── Provided records
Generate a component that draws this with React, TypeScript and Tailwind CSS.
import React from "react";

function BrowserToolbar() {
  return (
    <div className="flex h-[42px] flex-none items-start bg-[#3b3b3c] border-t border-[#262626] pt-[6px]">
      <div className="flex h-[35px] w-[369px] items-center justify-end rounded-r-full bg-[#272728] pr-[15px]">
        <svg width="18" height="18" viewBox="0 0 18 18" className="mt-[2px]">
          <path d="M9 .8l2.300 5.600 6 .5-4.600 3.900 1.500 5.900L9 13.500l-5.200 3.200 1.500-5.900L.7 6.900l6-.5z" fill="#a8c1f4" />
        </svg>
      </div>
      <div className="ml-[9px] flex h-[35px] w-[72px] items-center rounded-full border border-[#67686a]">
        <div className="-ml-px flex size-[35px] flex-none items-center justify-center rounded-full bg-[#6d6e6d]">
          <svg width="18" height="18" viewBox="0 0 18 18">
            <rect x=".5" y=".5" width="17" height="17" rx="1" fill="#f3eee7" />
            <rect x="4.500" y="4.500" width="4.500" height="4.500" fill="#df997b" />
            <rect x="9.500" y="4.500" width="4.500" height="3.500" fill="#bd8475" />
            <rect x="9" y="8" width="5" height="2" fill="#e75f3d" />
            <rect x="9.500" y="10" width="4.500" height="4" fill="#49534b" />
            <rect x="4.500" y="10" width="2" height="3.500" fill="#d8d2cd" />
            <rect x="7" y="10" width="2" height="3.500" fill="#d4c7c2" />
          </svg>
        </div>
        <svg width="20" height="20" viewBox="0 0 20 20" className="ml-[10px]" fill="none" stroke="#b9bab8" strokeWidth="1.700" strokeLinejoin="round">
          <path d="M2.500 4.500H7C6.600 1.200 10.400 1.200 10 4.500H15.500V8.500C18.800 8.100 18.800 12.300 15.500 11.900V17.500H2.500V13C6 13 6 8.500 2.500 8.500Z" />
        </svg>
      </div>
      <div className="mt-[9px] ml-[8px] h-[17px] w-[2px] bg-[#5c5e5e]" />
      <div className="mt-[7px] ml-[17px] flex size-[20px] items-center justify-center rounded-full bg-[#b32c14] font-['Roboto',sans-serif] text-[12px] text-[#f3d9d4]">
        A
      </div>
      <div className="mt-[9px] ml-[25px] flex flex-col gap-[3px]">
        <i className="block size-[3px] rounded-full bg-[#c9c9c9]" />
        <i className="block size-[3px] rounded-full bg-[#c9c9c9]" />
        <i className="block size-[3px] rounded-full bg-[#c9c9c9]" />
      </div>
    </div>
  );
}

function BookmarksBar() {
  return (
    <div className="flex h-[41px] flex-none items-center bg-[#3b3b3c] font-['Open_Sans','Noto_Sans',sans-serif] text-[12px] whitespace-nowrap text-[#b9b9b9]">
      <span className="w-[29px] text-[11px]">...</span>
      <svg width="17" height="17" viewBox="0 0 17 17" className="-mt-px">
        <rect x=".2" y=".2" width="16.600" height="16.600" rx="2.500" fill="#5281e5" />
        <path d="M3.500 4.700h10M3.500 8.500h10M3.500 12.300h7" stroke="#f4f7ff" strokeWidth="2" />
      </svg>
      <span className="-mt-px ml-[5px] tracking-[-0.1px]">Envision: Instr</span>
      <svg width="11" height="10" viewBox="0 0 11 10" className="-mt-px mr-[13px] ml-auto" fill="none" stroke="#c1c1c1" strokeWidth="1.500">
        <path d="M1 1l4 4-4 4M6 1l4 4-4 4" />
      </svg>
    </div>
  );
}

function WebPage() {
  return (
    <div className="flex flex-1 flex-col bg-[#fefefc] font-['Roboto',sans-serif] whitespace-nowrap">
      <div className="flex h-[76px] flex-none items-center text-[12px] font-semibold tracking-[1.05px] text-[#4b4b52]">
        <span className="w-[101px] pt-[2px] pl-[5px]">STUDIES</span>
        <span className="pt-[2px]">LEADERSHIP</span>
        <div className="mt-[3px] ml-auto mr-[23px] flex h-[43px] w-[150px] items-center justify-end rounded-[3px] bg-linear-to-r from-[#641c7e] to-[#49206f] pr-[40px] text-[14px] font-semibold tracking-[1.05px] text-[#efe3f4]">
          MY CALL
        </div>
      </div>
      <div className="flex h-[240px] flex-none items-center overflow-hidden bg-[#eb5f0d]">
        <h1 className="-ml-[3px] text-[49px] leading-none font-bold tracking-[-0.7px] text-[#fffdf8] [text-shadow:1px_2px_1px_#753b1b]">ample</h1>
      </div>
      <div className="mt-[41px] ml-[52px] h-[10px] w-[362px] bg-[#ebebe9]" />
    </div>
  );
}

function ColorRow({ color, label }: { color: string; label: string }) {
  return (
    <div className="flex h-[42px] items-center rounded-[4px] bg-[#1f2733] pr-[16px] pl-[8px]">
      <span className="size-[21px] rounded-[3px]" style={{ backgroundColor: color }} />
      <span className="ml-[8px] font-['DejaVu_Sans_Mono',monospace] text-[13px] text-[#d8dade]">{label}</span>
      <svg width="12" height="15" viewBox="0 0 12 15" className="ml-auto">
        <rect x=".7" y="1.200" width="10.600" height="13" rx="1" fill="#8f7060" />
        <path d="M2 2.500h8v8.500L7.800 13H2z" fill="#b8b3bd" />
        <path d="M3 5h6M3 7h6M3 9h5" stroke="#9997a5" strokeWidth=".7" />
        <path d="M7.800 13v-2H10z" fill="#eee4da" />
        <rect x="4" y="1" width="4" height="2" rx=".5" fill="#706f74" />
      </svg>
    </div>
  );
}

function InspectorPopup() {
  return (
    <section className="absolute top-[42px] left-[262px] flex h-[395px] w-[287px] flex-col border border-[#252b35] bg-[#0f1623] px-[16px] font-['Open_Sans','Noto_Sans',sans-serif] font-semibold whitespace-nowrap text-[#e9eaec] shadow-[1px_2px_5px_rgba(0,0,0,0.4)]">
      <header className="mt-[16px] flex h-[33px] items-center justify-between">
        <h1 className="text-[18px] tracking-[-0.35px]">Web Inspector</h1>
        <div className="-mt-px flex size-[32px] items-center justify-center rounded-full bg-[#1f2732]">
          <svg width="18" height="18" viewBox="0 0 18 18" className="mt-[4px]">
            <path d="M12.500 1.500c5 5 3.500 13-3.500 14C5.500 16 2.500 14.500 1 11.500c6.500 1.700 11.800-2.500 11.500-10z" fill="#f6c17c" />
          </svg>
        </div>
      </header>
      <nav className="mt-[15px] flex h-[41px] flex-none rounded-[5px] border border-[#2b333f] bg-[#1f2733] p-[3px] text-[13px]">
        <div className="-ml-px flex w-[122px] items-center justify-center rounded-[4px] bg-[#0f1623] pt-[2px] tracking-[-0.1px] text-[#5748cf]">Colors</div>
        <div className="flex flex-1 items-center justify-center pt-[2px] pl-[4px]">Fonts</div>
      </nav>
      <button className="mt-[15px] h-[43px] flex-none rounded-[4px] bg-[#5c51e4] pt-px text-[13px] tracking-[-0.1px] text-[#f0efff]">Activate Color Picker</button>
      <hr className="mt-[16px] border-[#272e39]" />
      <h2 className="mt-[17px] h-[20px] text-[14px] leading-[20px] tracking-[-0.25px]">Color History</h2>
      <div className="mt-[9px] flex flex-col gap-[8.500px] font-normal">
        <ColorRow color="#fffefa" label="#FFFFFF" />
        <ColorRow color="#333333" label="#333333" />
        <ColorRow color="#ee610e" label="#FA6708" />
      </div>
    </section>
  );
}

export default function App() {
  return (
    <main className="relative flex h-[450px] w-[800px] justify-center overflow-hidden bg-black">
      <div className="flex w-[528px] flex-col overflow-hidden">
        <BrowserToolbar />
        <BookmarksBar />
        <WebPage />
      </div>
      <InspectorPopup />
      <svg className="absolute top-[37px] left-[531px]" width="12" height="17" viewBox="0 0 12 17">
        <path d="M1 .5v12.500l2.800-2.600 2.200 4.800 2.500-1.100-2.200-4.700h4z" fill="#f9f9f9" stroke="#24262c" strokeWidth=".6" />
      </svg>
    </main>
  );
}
────
── Provided records
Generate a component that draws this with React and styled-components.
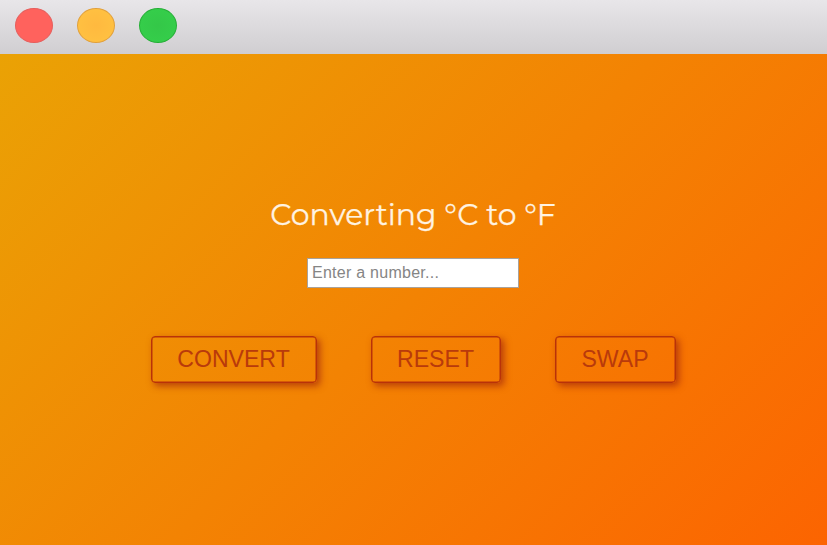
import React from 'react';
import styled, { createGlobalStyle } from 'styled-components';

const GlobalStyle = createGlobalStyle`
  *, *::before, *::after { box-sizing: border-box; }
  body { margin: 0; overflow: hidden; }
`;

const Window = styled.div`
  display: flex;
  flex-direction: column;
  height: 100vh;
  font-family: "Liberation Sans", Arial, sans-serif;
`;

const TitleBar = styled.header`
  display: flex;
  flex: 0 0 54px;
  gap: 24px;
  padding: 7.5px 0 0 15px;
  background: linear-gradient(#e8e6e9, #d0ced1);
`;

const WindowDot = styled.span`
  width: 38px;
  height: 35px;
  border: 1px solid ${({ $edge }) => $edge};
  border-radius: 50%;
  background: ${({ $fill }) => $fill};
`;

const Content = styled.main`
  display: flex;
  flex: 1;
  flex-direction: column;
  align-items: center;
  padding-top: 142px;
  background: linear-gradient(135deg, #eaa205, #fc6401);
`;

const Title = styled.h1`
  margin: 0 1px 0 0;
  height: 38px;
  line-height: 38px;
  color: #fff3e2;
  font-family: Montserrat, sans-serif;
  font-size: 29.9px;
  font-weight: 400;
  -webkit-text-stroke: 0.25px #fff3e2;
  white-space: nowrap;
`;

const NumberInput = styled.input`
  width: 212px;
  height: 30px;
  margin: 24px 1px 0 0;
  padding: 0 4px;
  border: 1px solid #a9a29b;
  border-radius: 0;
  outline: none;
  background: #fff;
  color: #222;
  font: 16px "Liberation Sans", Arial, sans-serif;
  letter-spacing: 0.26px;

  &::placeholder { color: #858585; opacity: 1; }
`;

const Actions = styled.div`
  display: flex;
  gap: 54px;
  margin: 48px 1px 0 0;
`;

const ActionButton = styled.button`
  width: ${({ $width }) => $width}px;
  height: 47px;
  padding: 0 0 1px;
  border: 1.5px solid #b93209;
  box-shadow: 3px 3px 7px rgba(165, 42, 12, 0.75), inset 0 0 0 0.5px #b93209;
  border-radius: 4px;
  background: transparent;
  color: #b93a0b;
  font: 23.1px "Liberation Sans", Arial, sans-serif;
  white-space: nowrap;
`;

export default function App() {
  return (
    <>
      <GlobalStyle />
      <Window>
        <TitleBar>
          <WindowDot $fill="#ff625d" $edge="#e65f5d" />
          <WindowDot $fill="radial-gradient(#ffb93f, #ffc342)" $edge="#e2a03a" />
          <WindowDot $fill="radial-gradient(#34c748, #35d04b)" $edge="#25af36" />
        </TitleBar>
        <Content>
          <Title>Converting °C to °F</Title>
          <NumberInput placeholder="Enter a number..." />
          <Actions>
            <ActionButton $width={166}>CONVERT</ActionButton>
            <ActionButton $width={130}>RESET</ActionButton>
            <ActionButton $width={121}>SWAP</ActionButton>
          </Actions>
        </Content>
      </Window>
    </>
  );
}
────
§ Exercise brief
Leave out the pictures and give again exactly the lines from the one with "Generate a component that draws this with React and" through the one with "letter-spacing: 0.26px;", and no others.

§ Result below
Generate a component that draws this with React and styled-components.
import React from 'react';
import styled, { createGlobalStyle } from 'styled-components';

const GlobalStyle = createGlobalStyle`
  *, *::before, *::after { box-sizing: border-box; }
  body { margin: 0; overflow: hidden; }
`;

const Window = styled.div`
  display: flex;
  flex-direction: column;
  height: 100vh;
  font-family: "Liberation Sans", Arial, sans-serif;
`;

const TitleBar = styled.header`
  display: flex;
  flex: 0 0 54px;
  gap: 24px;
  padding: 7.5px 0 0 15px;
  background: linear-gradient(#e8e6e9, #d0ced1);
`;

const WindowDot = styled.span`
  width: 38px;
  height: 35px;
  border: 1px solid ${({ $edge }) => $edge};
  border-radius: 50%;
  background: ${({ $fill }) => $fill};
`;

const Content = styled.main`
  display: flex;
  flex: 1;
  flex-direction: column;
  align-items: center;
  padding-top: 142px;
  background: linear-gradient(135deg, #eaa205, #fc6401);
`;

const Title = styled.h1`
  margin: 0 1px 0 0;
  height: 38px;
  line-height: 38px;
  color: #fff3e2;
  font-family: Montserrat, sans-serif;
  font-size: 29.9px;
  font-weight: 400;
  -webkit-text-stroke: 0.25px #fff3e2;
  white-space: nowrap;
`;

const NumberInput = styled.input`
  width: 212px;
  height: 30px;
  margin: 24px 1px 0 0;
  padding: 0 4px;
  border: 1px solid #a9a29b;
  border-radius: 0;
  outline: none;
  background: #fff;
  color: #222;
  font: 16px "Liberation Sans", Arial, sans-serif;
  letter-spacing: 0.26px;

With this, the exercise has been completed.